Another complication is the sensitive issue of population. The global population is nearing seven billion and is increasing by about 85 million every year.The world cannot support the world’s current population, especially its expectation of increasing standards of living. Where there is little or no social security, having many children is a guarantee of a work force as well as support in old age. Increasing living standards helps reduce population growth as wealthy countries or the wealthy in poorer countries have low birth rates. The population issue is a Catch 22 aspect of the consumption dilemma.

Use more wood

I may be one of many who are not convinced that climate change is the result of our continual atmospheric release of greenhouse gases, but I am certain that the greatest threat to human survival is our overwhelming reliance on fossil fuels, especially oil. We may have already used half of the world’s readily available oil reserves. The world will also face increasing shortages of other minerals and materials.

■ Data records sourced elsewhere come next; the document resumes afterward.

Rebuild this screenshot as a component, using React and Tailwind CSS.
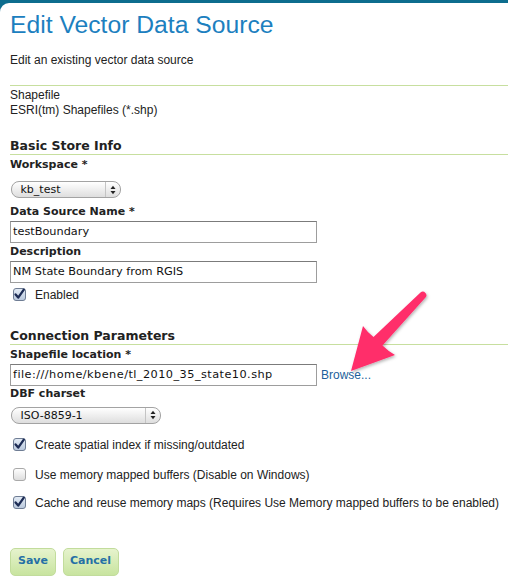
import React from "react";

const bodyFont = { fontFamily: '"Liberation Sans", Arial, sans-serif' };

function CheckBox({ checked }) {
  return (
    <svg width="13" height="13" viewBox="0 0 13 13" className="shrink-0">
      <defs>
        <linearGradient id={checked ? "cbOn" : "cbOff"} x1="0" y1="0" x2="0" y2="1">
          <stop offset="0" stopColor={checked ? "#e4ecf6" : "#ffffff"} />
          <stop offset="1" stopColor={checked ? "#b9c8dc" : "#dcdcdc"} />
        </linearGradient>
      </defs>
      <rect
        x="0.5"
        y="0.5"
        width="12"
        height="12"
        rx="2.5"
        fill={`url(#${checked ? "cbOn" : "cbOff"})`}
        stroke={checked ? "#6f7d94" : "#a9a9a9"}
      />
      {checked && (
        <path
          d="M2.6 6.4 L5.2 9.6 L10.8 1.6"
          fill="none"
          stroke="#1d2c55"
          strokeWidth="2.3"
          strokeLinecap="round"
          strokeLinejoin="round"
        />
      )}
    </svg>
  );
}

function MacSelect({ value, width }) {
  return (
    <div
      className={`flex items-center h-[17px] rounded-[8px] border border-[#a3a3a3] bg-gradient-to-b from-[#ffffff] to-[#dedede] ${width}`}
    >
      <span
        className="flex-1 pl-[9px] text-[11px] leading-[15px] text-[#111]"
        style={{ fontFamily: '"DejaVu Sans", sans-serif' }}
      >
        {value}
      </span>
      <span className="h-full w-px bg-[#c4c4c4]" />
      <span className="flex w-[14px] justify-center">
        <svg width="6" height="10" viewBox="0 0 6 10">
          <path d="M0.5 4 L3 0.8 L5.5 4 Z" fill="#222" />
          <path d="M0.5 6 L3 9.2 L5.5 6 Z" fill="#222" />
        </svg>
      </span>
    </div>
  );
}

function TextInput({ value, wide }) {
  return (
    <div
      className={`w-[307px] h-[22px] shrink-0 border border-[#9d9d9d] border-t-[#7b7b7b] bg-white pl-[2px] text-[11.3px] leading-[20px] text-[#111] whitespace-nowrap ${
        wide ? "tracking-[0.45px]" : ""
      }`}
      style={{ fontFamily: '"DejaVu Sans", sans-serif' }}
    >
      {value}
    </div>
  );
}

function Label({ children, className = "" }) {
  return (
    <div
      className={`h-[14px] text-[11px] leading-[14px] font-bold text-[#222] ${className}`}
      style={{ fontFamily: '"DejaVu Sans", sans-serif' }}
    >
      {children}
    </div>
  );
}

function Heading({ children, className = "" }) {
  return (
    <div
      className={`h-[17px] text-[12.5px] leading-[16px] font-bold text-[#222] border-b border-[#c7df9f] ${className}`}
      style={{ fontFamily: '"DejaVu Sans", sans-serif' }}
    >
      {children}
    </div>
  );
}

function CheckRow({ checked, children, className = "" }) {
  return (
    <div className={`flex items-center h-[16px] pl-[3px] ${className}`}>
      <CheckBox checked={checked} />
      <span className="ml-[9px] text-[12px] leading-[16px] text-[#222]" style={bodyFont}>
        {children}
      </span>
    </div>
  );
}

function GreenButton({ children, width }) {
  return (
    <div
      className={`flex items-center justify-center h-[28px] ${width} rounded-[5px] border border-[#c2dc9c] bg-gradient-to-b from-[#e6f3cd] to-[#c8e49f] text-[11px] font-bold text-[#2570a6]`}
      style={{ fontFamily: '"DejaVu Sans", sans-serif' }}
    >
      {children}
    </div>
  );
}

export default function App() {
  return (
    <div className="relative w-[508px] h-[581px] overflow-hidden bg-gradient-to-b from-[#0d6d8e] to-[#0a5a79] pt-[3px]">
      <div className="h-full bg-white rounded-tl-[9px] pl-[10px]">
        <div
          className="pt-[6.5px] h-[36.5px] text-[24.7px] leading-[30px] text-[#1c80bf]"
          style={bodyFont}
        >
          Edit Vector Data Source
        </div>
        <div className="mt-[12.8px] text-[12px] leading-[16px] text-[#222]" style={bodyFont}>
          Edit an existing vector data source
        </div>
        <div className="mt-[16.7px] border-t border-[#c7df9f]" />
        <div className="mt-[2.3px] text-[12px] leading-[15px] text-[#222]" style={bodyFont}>
          <div>Shapefile</div>
          <div>ESRI(tm) Shapefiles (*.shp)</div>
        </div>

        <Heading className="mt-[20px]">Basic Store Info</Heading>
        <Label className="mt-[3px]">Workspace *</Label>
        <div className="mt-[8.8px] pl-[0.5px]">
          <MacSelect value="kb_test" width="w-[110px]" />
        </div>
        <Label className="mt-[7.2px]">Data Source Name *</Label>
        <div className="mt-[1.8px]">
          <TextInput value="testBoundary" />
        </div>
        <Label className="mt-[2px]">Description</Label>
        <div className="mt-[1.8px]">
          <TextInput value="NM State Boundary from RGIS" />
        </div>
        <CheckRow checked className="mt-[4px]">Enabled</CheckRow>

        <Heading className="mt-[25px]">Connection Parameters</Heading>
        <Label className="mt-[3px]">Shapefile location *</Label>
        <div className="mt-[2px] flex items-start">
          <TextInput value="file:///home/kbene/tl_2010_35_state10.shp" wide />
          <span
            className="ml-[4px] mt-[3px] text-[12px] leading-[16px] text-[#1c5f9b]"
            style={bodyFont}
          >
            Browse...
          </span>
        </div>
        <Label className="mt-[1px]">DBF charset</Label>
        <div className="mt-[6px] pl-[0.5px]">
          <MacSelect value="ISO-8859-1" width="w-[150px]" />
        </div>

        <CheckRow checked className="mt-[13px]">Create spatial index if missing/outdated</CheckRow>
        <CheckRow className="mt-[13.7px]">Use memory mapped buffers (Disable on Windows)</CheckRow>
        <CheckRow checked className="mt-[12px]">
          Cache and reuse memory maps (Requires Use Memory mapped buffers to be enabled)
        </CheckRow>

        <div className="mt-[37px] flex gap-[6.5px]">
          <GreenButton width="w-[46px]">Save</GreenButton>
          <GreenButton width="w-[56px]">Cancel</GreenButton>
        </div>
      </div>

      <svg
        className="absolute left-0 top-0 pointer-events-none"
        width="508"
        height="581"
        viewBox="0 0 508 581"
      >
        <defs>
          <filter id="shadow" x="-20%" y="-20%" width="140%" height="140%">
            <feDropShadow dx="1" dy="1.5" stdDeviation="1.5" floodColor="#000" floodOpacity="0.3" />
          </filter>
        </defs>
        <path
          d="M351 371 L363 326 Q368 333 373.5 337 L420.5 292.5 Q423 290.5 425.5 293 Q427.5 295.5 425.5 297.5 L382.5 345.5 Q388 351 395 355 Z"
          fill="#ff2d6b"
          filter="url(#shadow)"
        />
      </svg>
    </div>
  );
}
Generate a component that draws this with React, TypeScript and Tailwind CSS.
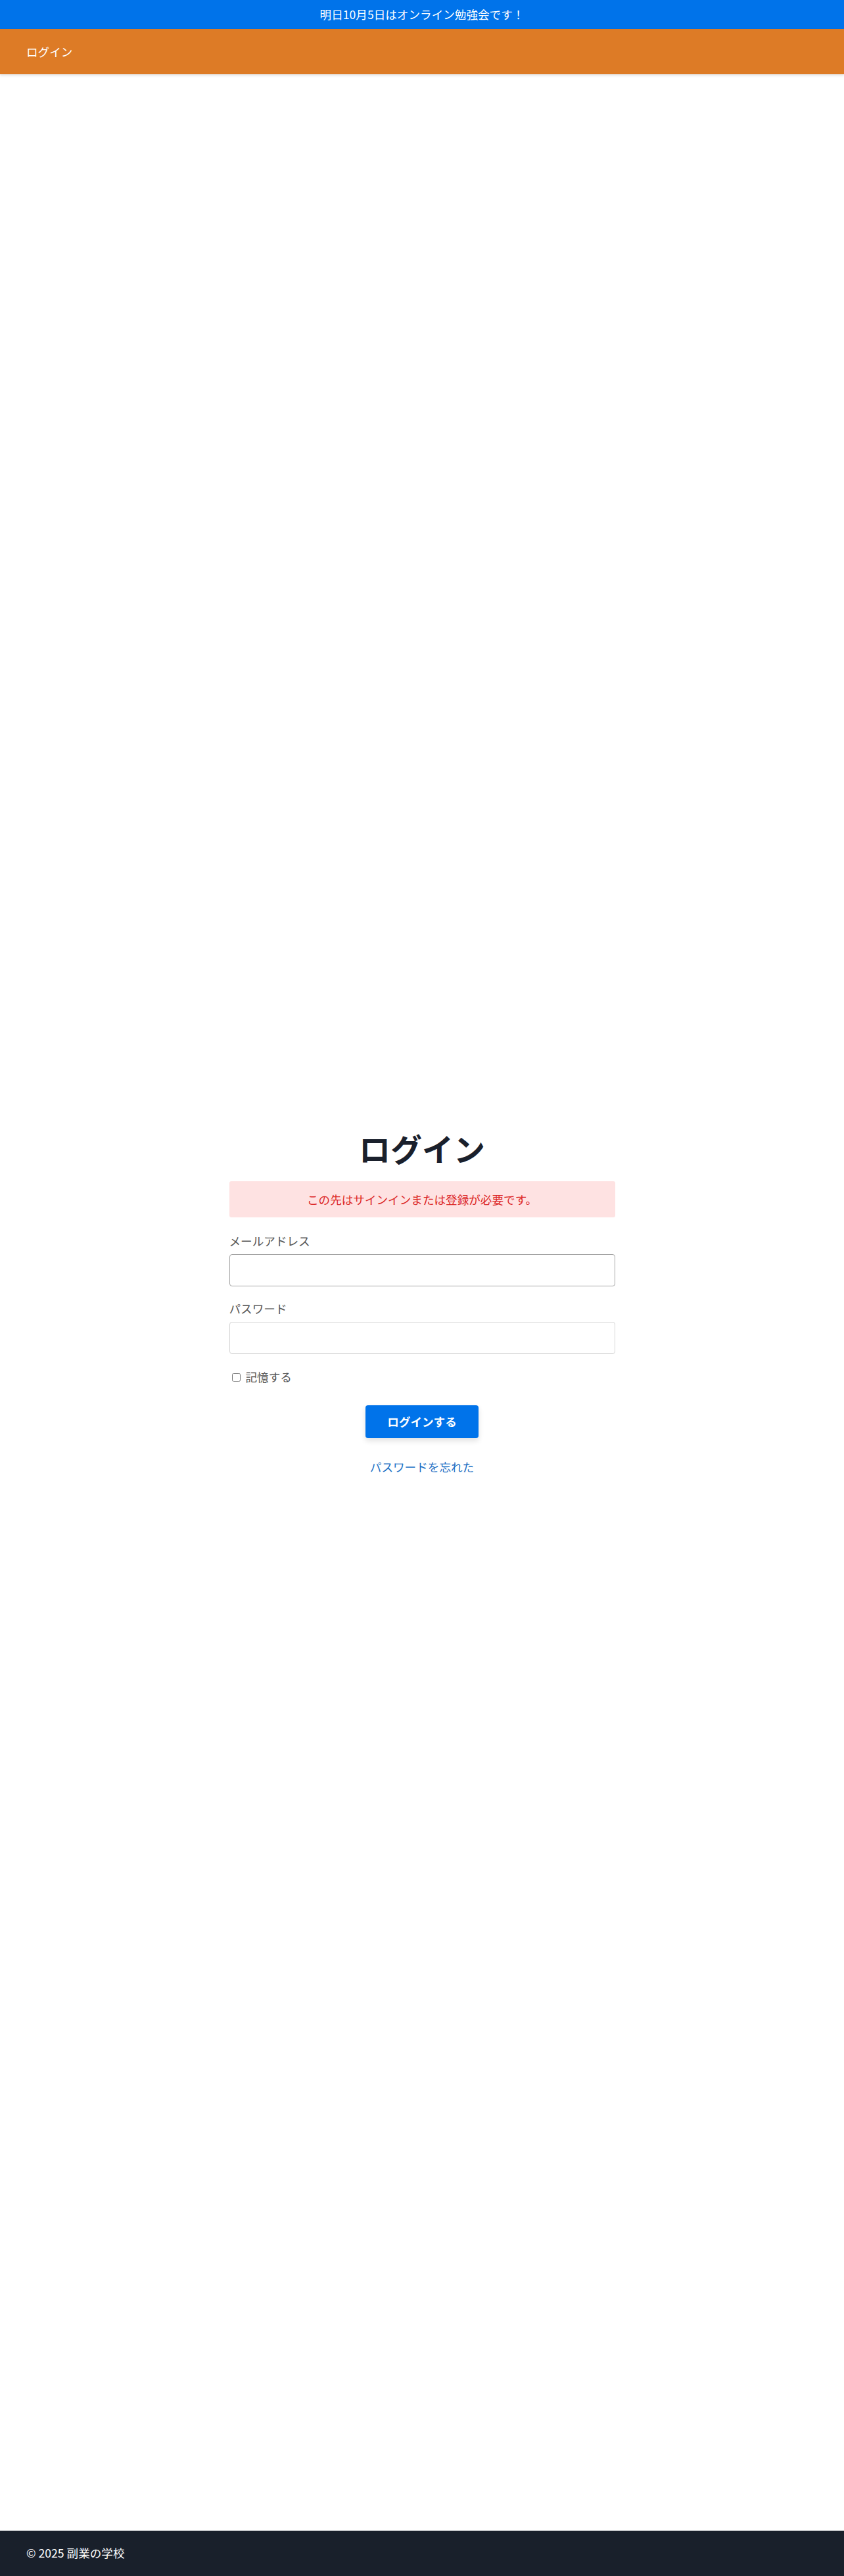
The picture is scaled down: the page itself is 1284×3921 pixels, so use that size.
const font = "font-['Noto_Sans_CJK_JP','Noto_Sans',sans-serif]";

export default function App() {
  return (
    <div className={`flex min-h-screen flex-col bg-white ${font} text-[17.6px]`}>
      {/* お知らせ */}
      <div className="flex h-[44px] items-center justify-center bg-[#0073ea] text-white">
        明日10月5日はオンライン勉強会です！
      </div>

      {/* ナビ */}
      <header className="relative flex h-[69px] items-center bg-[#dd7b26] px-[40px] text-white shadow-[0_2px_4px_rgba(0,0,0,0.12)]">
        <a href="#" className="leading-6">ログイン</a>
      </header>

      <main className="flex flex-1 items-center justify-center">
        <div className="w-[587px]">
          <h1 className="text-center text-5xl font-bold leading-[54px] text-[#1a202c]">ログイン</h1>

          <div className="mt-6 rounded-[3px] bg-[#fee2e2] py-4 text-center leading-[23px] text-[#dc2626]">
            この先はサインインまたは登録が必要です。
          </div>

          <form className="mt-6">
            <label className="mb-2 block leading-6 text-[#555]">メールアドレス</label>
            <input
              type="email"
              className="block h-[49px] w-full rounded-[4px] border border-[#a3a3a3] bg-white px-3 outline-none"
            />

            <label className="mb-2 mt-[22px] block leading-6 text-[#555]">パスワード</label>
            <input
              type="password"
              className="block h-[49px] w-full rounded-[4px] border border-[#d4d4d4] bg-white px-3 outline-none"
            />

            <div className="mt-[23px] flex items-center gap-2 pl-[4px] leading-6 text-[#555]">
              <input type="checkbox" className="h-[13px] w-[13px]" />
              <span>記憶する</span>
            </div>

            <div className="mt-[31px] flex justify-center">
              <button
                type="button"
                className="h-[50px] rounded-[4px] bg-[#0073ea] px-[33px] font-bold text-white shadow-[0_4px_8px_rgba(0,0,0,0.12)]"
              >
                ログインする
              </button>
            </div>

            <div className="mt-8 text-center leading-6">
              <a href="#" className="text-[#1a6fc4]">パスワードを忘れた</a>
            </div>
          </form>
        </div>
      </main>

      <footer className="flex h-[69px] items-center bg-[#19202b] px-[40px] text-white">
        © 2025 副業の学校
      </footer>
    </div>
  );
}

The world must move to renewable resources. Wood is our most renewable and our most versatile material. The importance of forests is not that they sequester carbon but, if responsibly managed, forests are the source of wood. Forests and wood use should be promoted both as a substitute for energy requiring materials and as an energy source. If the world is really serious about reducing carbon dioxide, we should at least be encouraging wood use as well as taxing, and certainly not subsidising, high energy requiring and net carbon emitting materials such as concrete and steel.

Change needed

An increased wood use may be desirable but unless there is an immediate and radical change in attitude by both government and environmental organisations a greater wood use is most unlikely. As the global price of wood has fallen dramatically, wood processors round the world have increasingly gone out of business. In New Zealand the first decade of this century has seen plantation establishment spectacularly decline. New planting has almost ceased and as existing plantations are being cleared for conversion to dairy farms.

Was anyone at Copenhagen advancing an increased wood use and better forest management as a solution to the world’s major problems? I very much doubt it − they got very little media coverage if they did.